We generated FFO of $163 million ($1.39 per basic share) in the fourth quarter of 2011, an increase of 32% compared to the fourth quarter of 2010, and an increase of 13% compared to the third quarter of 2011. The increase in FFO relative to the third quarter of 2011 was the result of increased sales volumes combined with higher oil price realizations in the fourth quarter. Consistent with our practice prior to the adoption of IFRS, FFO is presented net of financing costs, which totaled $10.9 million in the fourth quarter.

The average WTI price for the fourth quarter of 2011 was US$94.06/bbl, a 10% increase from the fourth quarter of 2010, and a 5% increase from the third quarter of 2011. We received an average oil and NGL price of $73.13/bbl in the fourth quarter of 2011 (inclusive of our physical hedging gains), up from $61.53/bbl for the fourth quarter of 2010 and $63.26/bbl for the third quarter of 2011. We received an average natural gas price of $3.91/mcf in the fourth quarter of 2011, up from $3.84/mcf for the fourth quarter of 2010 and down from $4.20/mcf for the third quarter of 2011.

The discount for Canadian heavy oil, as measured by the Western Canadian Select ("WCS") price differential to WTI, averaged 11.2% for the fourth quarter of 2011, as compared to 21.5% in the fourth quarter of 2010 and 19.6% in the third quarter of 2011. The reduced WCS differential was primarily due to increases in mid-continent refinery runs of heavy oil. In the first quarter of 2012, heavy oil differentials have widened as a result of both unplanned refinery outages and seasonal refinery turnarounds. This decreased refinery throughput exacerbated pipeline logistical difficulties as transport systems struggled to move increased oil production from several sources, including the Williston Basin in the United States. At the time of this writing, the prompt WCS differential to WTI was approximately 30%. As we look forward, incremental transportation capacity from the reversal of the Seaway pipeline near the end of the second quarter of 2012 may alleviate some pipeline constraints and crude oil backlogs, and completion of refinery turnarounds may support tighter heavy oil differentials. Nonetheless, in a closely balanced market, heavy oil differentials have the potential to remain volatile for the balance of 2012. Over the longer term, we continue to believe that transportation solutions to allow Canadian crudes to access additional markets will proceed, and that the prices for Canadian crudes will more closely match those of worldwide quality peers.

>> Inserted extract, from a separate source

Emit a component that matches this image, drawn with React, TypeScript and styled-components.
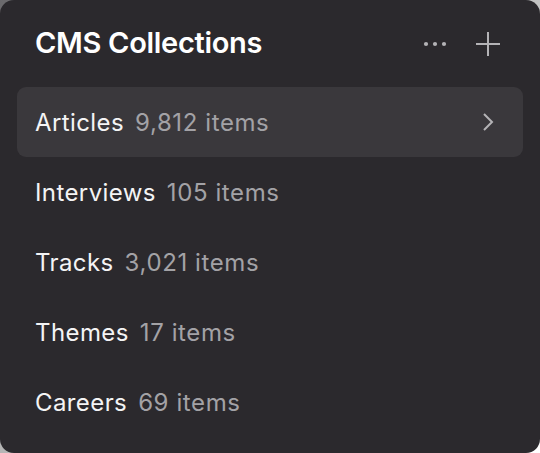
import React from "react";
import styled, { createGlobalStyle } from "styled-components";

const Global = createGlobalStyle`
  html, body { margin: 0; padding: 0; }
  body {
    width: 540px; height: 453px; overflow: hidden;
    background: linear-gradient(135deg, #6a696c 0%, #bdbdbd 50%, #ffffff 100%);
    font-family: Inter, "Noto Sans", sans-serif;
    -webkit-font-smoothing: antialiased;
  }
`;

const Card = styled.div`
  box-sizing: border-box;
  width: 540px;
  height: 453px;
  background: #2b292d;
  border-radius: 14px;
  padding: 0 17px;
  display: flex;
  flex-direction: column;
`;

const Header = styled.div`
  height: 87px;
  display: flex;
  align-items: center;
  justify-content: space-between;
  padding: 0 18px;
  box-sizing: border-box;
`;

const Title = styled.h1`
  margin: 0;
  font-size: 29px;
  font-weight: 600;
  color: #ffffff;
  letter-spacing: -0.3px;
  margin-top: -2px;
`;

const Actions = styled.div`
  display: flex;
  align-items: center;
  gap: 28px;
  color: #b4b3b6;
  margin-right: 4px;
`;

const IconBtn = styled.button`
  background: none;
  border: none;
  padding: 0;
  color: inherit;
  display: flex;
  align-items: center;
  justify-content: center;
`;

const List = styled.div`
  display: flex;
  flex-direction: column;
`;

const Row = styled.div<{ $active?: boolean }>`
  height: 70px;
  display: flex;
  align-items: center;
  padding: 0 29px 0 18px;
  border-radius: 9px;
  background: ${(p) => (p.$active ? "#3a383c" : "transparent")};
`;

const Name = styled.span`
  font-size: 24px;
  letter-spacing: 0.4px;
  color: #f4f4f5;
  margin-right: 11px;
`;

const Count = styled.span`
  font-size: 24px;
  letter-spacing: 0.6px;
  color: #a3a2a6;
  flex: 1;
`;

const items = [
  { name: "Articles", count: "9,812 items", active: true },
  { name: "Interviews", count: "105 items" },
  { name: "Tracks", count: "3,021 items" },
  { name: "Themes", count: "17 items" },
  { name: "Careers", count: "69 items" },
];

export default function App() {
  return (
    <>
      <Global />
      <Card>
        <Header>
          <Title>CMS Collections</Title>
          <Actions>
            <IconBtn aria-label="More">
              <svg width="24" height="6" viewBox="0 0 24 6">
                <circle cx="3" cy="3" r="2.1" fill="currentColor" />
                <circle cx="12" cy="3" r="2.1" fill="currentColor" />
                <circle cx="21" cy="3" r="2.1" fill="currentColor" />
              </svg>
            </IconBtn>
            <IconBtn aria-label="Add">
              <svg width="26" height="26" viewBox="0 0 26 26">
                <path d="M13 1v24M1 13h24" stroke="currentColor" strokeWidth="2" />
              </svg>
            </IconBtn>
          </Actions>
        </Header>
        <List>
          {items.map((it) => (
            <Row key={it.name} $active={it.active}>
              <Name>{it.name}</Name>
              <Count>{it.count}</Count>
              {it.active && (
                <svg width="12" height="20" viewBox="0 0 12 20" style={{ color: "#b4b3b6" }}>
                  <path d="M2 2l8 8-8 8" fill="none" stroke="currentColor" strokeWidth="2" />
                </svg>
              )}
            </Row>
          ))}
        </List>
      </Card>
    </>
  );
}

Baytex continues to actively hedge its exposure to commodity prices and foreign exchange rates. At the time of this writing, we have established forward contacts for 2012 on approximately 39% of our WTI price exposure, 24% of our heavy oil differential exposure, 18% of our natural gas price exposure (excluding covered call options that we have sold on natural gas), and 28% of our exposure to currency movements between the Canadian and US dollars. Details of all hedging contracts are contained in the notes to our interim condensed consolidated financial statements. We continue to monitor the markets for opportunities to add to our hedge positions.

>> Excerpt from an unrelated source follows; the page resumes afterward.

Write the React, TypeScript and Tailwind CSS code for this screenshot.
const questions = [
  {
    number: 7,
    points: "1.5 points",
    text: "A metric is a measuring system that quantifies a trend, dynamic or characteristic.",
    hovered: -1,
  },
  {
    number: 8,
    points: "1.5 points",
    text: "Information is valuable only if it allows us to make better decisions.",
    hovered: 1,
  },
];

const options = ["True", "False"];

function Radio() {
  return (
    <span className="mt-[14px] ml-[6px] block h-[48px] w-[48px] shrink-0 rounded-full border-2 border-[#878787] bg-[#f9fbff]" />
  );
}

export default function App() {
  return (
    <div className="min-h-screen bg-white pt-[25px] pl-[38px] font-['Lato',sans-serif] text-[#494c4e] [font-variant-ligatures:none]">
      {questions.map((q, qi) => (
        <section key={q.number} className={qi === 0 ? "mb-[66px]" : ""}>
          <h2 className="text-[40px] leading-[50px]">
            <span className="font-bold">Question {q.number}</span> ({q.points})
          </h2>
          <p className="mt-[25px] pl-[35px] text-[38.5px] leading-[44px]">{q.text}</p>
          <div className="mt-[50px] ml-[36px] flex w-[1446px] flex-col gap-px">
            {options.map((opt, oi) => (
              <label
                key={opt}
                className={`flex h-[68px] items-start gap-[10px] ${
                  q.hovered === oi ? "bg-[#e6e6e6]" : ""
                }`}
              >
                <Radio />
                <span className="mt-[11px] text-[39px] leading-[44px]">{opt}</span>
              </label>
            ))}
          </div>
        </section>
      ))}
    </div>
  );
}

Our WTI hedges include a series of "extendable" swaps which are not included in the 39% WTI coverage cited above. The extendable swaps grant our counterparties the option to extend price swaps on up to 3,750 bbl/d at a weighted-average fixed price of $108.28/bbl for the second half of 2012. If our counterparties elect to extend those contracts, we will have 44% of our 2012 WTI exposure covered by swaps and collars.

Our WCS differential hedges are primarily contracts that provide a fixed dollar differential to WTI. Based on the forward strip for WTI, our WCS contracts for 2012 translate to approximately a 17% differential to WTI. We have additional contracts for smaller volumes in place for 2013 and 2014 at 19% differentials to WTI. In addition to our hedging program, we are also mitigating our exposure to WCS differentials by railing crude oil to higher value markets. We have contracted to deliver approximately 15% of our heavy volumes for March to market by rail and expect railed volumes to increase during the remainder of 2012. Furthermore, as part of our long-term transportation portfolio, we have submitted a nomination for a ten-year open-season pipeline commitment which, if accepted, would enable us to access the U.S. Gulf Coast markets for approximately 12% of our heavy oil production (based on current production rates) starting in mid-2014.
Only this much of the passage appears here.